Teams that practice communication in supportive settings often bring clearer dialogue to meetings and projects. When people collaborate without hierarchy getting in the way, quieter voices are heard.

Ways to Apply These Lessons at Work 🌼

Turning lessons into action helps teams move from insight to habit. Gardening provides a practical setting where patience, ownership, and collaboration can be practiced together rather than discussed in theory. 

By choosing collective experiences that feel approachable and low-pressure, teams can reinforce these behaviors in ways that carry back into everyday work.

Encourage Cooperative Problem-Solving

Gardens constantly present challenges. Teams can mirror this by practicing problem-solving together. Helpful habits include:

  • Sharing knowledge openly
  • Dividing tasks based on interest, expertise, and availability
  • Addressing issues early
  • Celebrating small successes
  • Reflecting on setbacks and treating them as learning moments

Align Around Shared Goals 🌴

A healthy garden grows toward a clear outcome, and teams benefit from the same kind of clarity. Shared and visible goals help people understand how their work contributes to success. Regular check-ins help keep alignment strong and prevent silos from forming.

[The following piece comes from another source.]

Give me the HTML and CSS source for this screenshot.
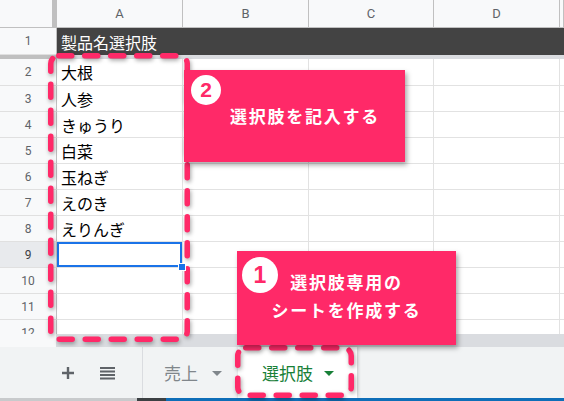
FILE: index.html
```html
<!DOCTYPE html>
<html lang="ja">
<head>
<meta charset="utf-8">
<title>選択肢シート</title>
<link rel="stylesheet" href="styles.css">
</head>
<body>
<div class="page">
  <div class="grid">
    <div class="row hdr">
      <div class="corner"></div>
      <div class="colh">A</div><div class="colh">B</div><div class="colh">C</div><div class="colh">D</div><div class="colh"></div>
    </div>
    <div class="row r1">
      <div class="rowh">1</div>
      <div class="title">製品名選択肢</div>
    </div>
    <div class="band"><div class="band-h"></div><div class="band-c"></div></div>
    <div class="row tall"><div class="rowh">2</div><div class="cell">大根</div><div class="cell"></div><div class="cell"></div><div class="cell"></div><div class="cell"></div></div>
    <div class="row"><div class="rowh">3</div><div class="cell">人参</div><div class="cell"></div><div class="cell"></div><div class="cell"></div><div class="cell"></div></div>
    <div class="row"><div class="rowh">4</div><div class="cell">きゅうり</div><div class="cell"></div><div class="cell"></div><div class="cell"></div><div class="cell"></div></div>
    <div class="row"><div class="rowh">5</div><div class="cell">白菜</div><div class="cell"></div><div class="cell"></div><div class="cell"></div><div class="cell"></div></div>
    <div class="row"><div class="rowh">6</div><div class="cell">玉ねぎ</div><div class="cell"></div><div class="cell"></div><div class="cell"></div><div class="cell"></div></div>
    <div class="row"><div class="rowh">7</div><div class="cell">えのき</div><div class="cell"></div><div class="cell"></div><div class="cell"></div><div class="cell"></div></div>
    <div class="row"><div class="rowh">8</div><div class="cell">えりんぎ</div><div class="cell"></div><div class="cell"></div><div class="cell"></div><div class="cell"></div></div>
    <div class="row"><div class="rowh active">9</div><div class="cell sel"></div><div class="cell"></div><div class="cell"></div><div class="cell"></div><div class="cell"></div></div>
    <div class="row"><div class="rowh">10</div><div class="cell"></div><div class="cell"></div><div class="cell"></div><div class="cell"></div><div class="cell"></div></div>
    <div class="row"><div class="rowh">11</div><div class="cell"></div><div class="cell"></div><div class="cell"></div><div class="cell"></div><div class="cell"></div></div>
    <div class="row"><div class="rowh">12</div><div class="cell"></div><div class="cell"></div><div class="cell"></div><div class="cell"></div><div class="cell"></div></div>
  </div>
  <div class="hscroll"><div class="hs-left"></div><div class="hs-bar"></div></div>
  <div class="tabbar">
    <div class="tools">
      <svg class="ico" width="14" height="14" viewBox="0 0 14 14"><path d="M7 1v12M1 7h12" stroke="#5f6368" stroke-width="2.4" fill="none"/></svg>
      <svg class="ico" width="15" height="14" viewBox="0 0 15 14"><path d="M0 2h15M0 5.5h15M0 9h15M0 12.5h15" stroke="#5f6368" stroke-width="2" fill="none"/></svg>
    </div>
    <div class="tab">売上<span class="caret"></span></div>
    <div class="tab on">選択肢<span class="caret green"></span></div>
  </div>
  <div class="taskbar"><div class="tb1"></div><div class="tb2"></div><div class="tb3"></div></div>

  <svg class="dashes" width="564" height="401" viewBox="0 0 564 401">
    <rect x="50.75" y="55.75" width="136.5" height="283.5" rx="8" fill="none" stroke="#ff2968" stroke-width="5.5" stroke-dasharray="13 13" stroke-linecap="round"/>
    <rect x="237.75" y="347.75" width="113.5" height="47.5" rx="8" fill="none" stroke="#ff2968" stroke-width="5.5" stroke-dasharray="13 13" stroke-linecap="round"/>
  </svg>

  <div class="callout c2">
    <div class="badge b2">2</div>
    <div class="ctext">選択肢を記入する</div>
  </div>
  <div class="callout c1">
    <div class="badge b1">1</div>
    <div class="ctext">選択肢専用の</div>
    <div class="ctext">シートを作成する</div>
  </div>
</div>
</body>
</html>
```
FILE: styles.css
```css
html, body {
  margin: 0;
  padding: 0;
  background: #ffffff;
}
body {
  width: 564px;
  height: 401px;
  overflow: hidden;
  font-family: Roboto, "Liberation Sans", Arial, "Noto Sans CJK JP", sans-serif;
}
.page {
  position: relative;
  width: 564px;
  height: 401px;
  overflow: hidden;
  display: flex;
  flex-direction: column;
}
.grid {
  height: 334px;
  overflow: hidden;
  flex: none;
}
.row {
  display: grid;
  grid-template-columns: 57px 126px 126px 125px 126px 1fr;
  height: 26px;
}
.row.tall { height: 27px; }
.row.hdr { height: 28px; }
.row.r1 { height: 27px; }
.row > div {
  box-sizing: border-box;
}
.corner {
  background: #f8f9fa;
  border-right: 5px solid #c0c0c0;
  border-bottom: 1px solid #c0c0c0;
}
.colh {
  background: #f8f9fa;
  border-right: 1px solid #c0c0c0;
  border-bottom: 1px solid #c0c0c0;
  color: #5f6368;
  font-size: 13px;
  display: flex;
  align-items: center;
  justify-content: center;
}
.rowh {
  background: #f8f9fa;
  border-right: 1px solid #c0c0c0;
  border-bottom: 1px solid #e0e0e0;
  color: #5f6368;
  font-size: 12px;
  display: flex;
  align-items: center;
  justify-content: center;
}
.rowh.active {
  background: #e8eaed;
  color: #3c4043;
}
.title {
  grid-column: 2 / -1;
  background: #434343;
  color: #ffffff;
  font-family: "Noto Sans CJK JP", sans-serif;
  font-size: 16px;
  display: flex;
  align-items: center;
  padding-left: 4px;
}
.band {
  display: flex;
  height: 4px;
}
.band-h { width: 57px; background: #c0c0c0; }
.band-c { flex: 1; background: #dadce0; }
.cell {
  border-right: 1px solid #e2e2e2;
  border-bottom: 1px solid #e2e2e2;
  font-family: "Noto Sans CJK JP", sans-serif;
  font-size: 16px;
  color: #000000;
  display: flex;
  align-items: center;
  padding-left: 4px;
  position: relative;
  white-space: nowrap;
}
.cell.sel {
  box-shadow: inset 0 0 0 2px #1a73e8;
}
.cell.sel::after {
  content: "";
  position: absolute;
  right: -4px;
  bottom: -4px;
  width: 6px;
  height: 6px;
  background: #1a73e8;
  border: 1px solid #ffffff;
  z-index: 2;
}
.hscroll {
  display: flex;
  height: 13px;
  flex: none;
}
.hs-left {
  width: 56px;
  background: #f8f9fa;
  border-right: 1px solid #dadce0;
}
.hs-bar { flex: 1; background: #dadce0; }
.tabbar {
  height: 51px;
  flex: none;
  background: #f1f3f4;
  display: flex;
  align-items: stretch;
}
.tools {
  width: 143px;
  border-right: 1px solid #dadce0;
  display: flex;
  align-items: center;
  padding-left: 61px;
  gap: 25px;
  box-sizing: border-box;
}
.ico { display: block; }
.tab {
  width: 95px;
  display: flex;
  align-items: center;
  padding-left: 21px;
  box-sizing: border-box;
  font-family: "Noto Sans CJK JP", sans-serif;
  font-size: 17px;
  color: #80868b;
}
.tab.on {
  width: 119px;
  background: #ffffff;
  color: #188038;
  padding-left: 24px;
  box-shadow: 1px 0 3px rgba(60, 64, 67, 0.25);
}
.caret {
  display: inline-block;
  width: 0;
  height: 0;
  border-left: 5px solid transparent;
  border-right: 5px solid transparent;
  border-top: 5px solid #80868b;
  margin-left: 14px;
  margin-top: 2px;
}
.caret.green {
  border-top-color: #188038;
  margin-left: 11px;
}
.taskbar {
  height: 3px;
  flex: none;
  display: flex;
}
.tb1 { width: 137px; background: #c8cacc; }
.tb2 { width: 29px; background: #3c4043; }
.tb3 { flex: 1; background: #0e6eb8; }
.dashes {
  position: absolute;
  left: 0;
  top: 0;
  pointer-events: none;
  filter: drop-shadow(1px 2px 2px rgba(0, 0, 0, 0.35));
}
.callout {
  position: absolute;
  background: #ff2968;
  color: #ffffff;
  box-shadow: 2px 3px 5px rgba(0, 0, 0, 0.35);
  font-family: "Noto Sans CJK JP", sans-serif;
  font-weight: 700;
  font-size: 17px;
  letter-spacing: 1.75px;
  box-sizing: border-box;
}
.c2 {
  left: 184px;
  top: 70px;
  width: 221px;
  height: 92px;
  display: flex;
  align-items: center;
  padding-left: 46px;
  padding-bottom: 1px;
}
.c1 {
  left: 237px;
  top: 251px;
  width: 219px;
  height: 94px;
  display: flex;
  flex-direction: column;
  align-items: center;
  justify-content: center;
  padding-bottom: 4px;
  line-height: 28px;
}
.badge {
  position: absolute;
  background: #ffffff;
  color: #ff2968;
  border-radius: 50%;
  font-family: "Liberation Sans", Arial, sans-serif;
  font-weight: 700;
  letter-spacing: 0;
  display: flex;
  align-items: center;
  justify-content: center;
}
.b2 {
  left: 7px;
  top: 5px;
  width: 30px;
  height: 30px;
  font-size: 21px;
}
.b1 {
  left: 5px;
  top: 6px;
  width: 36px;
  height: 36px;
  font-size: 23px;
}
```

Team Connection Activities That Complement Gardening

Gardening fits well alongside other engagement-focused activities, including:

  • Mindfulness sessions
  • Group challenges
  • Volunteer days
  • Creative workshops
  • Nature walks

You can also weave in Confetti’s hands-on gardening workshops, including Terrarium Classes, Spring Wreath Making, Moss Wall Art, and Plant Care 101. These experiences double as team building and stress relief—they’re creative, collaborative, and give everyone a lasting takeaway.

Harvesting the Results 🌽

Gardens reward consistent care, not shortcuts. Teams do too.

Recognizing effort, celebrating growth, and reflecting on lessons help everyone. Over time, these habits create workplaces that adapt, support one another, and grow stronger through change.

Gardening reminds us that some factors stay outside our control. What matters is how we show up, nurture shared goals, and keep growing together.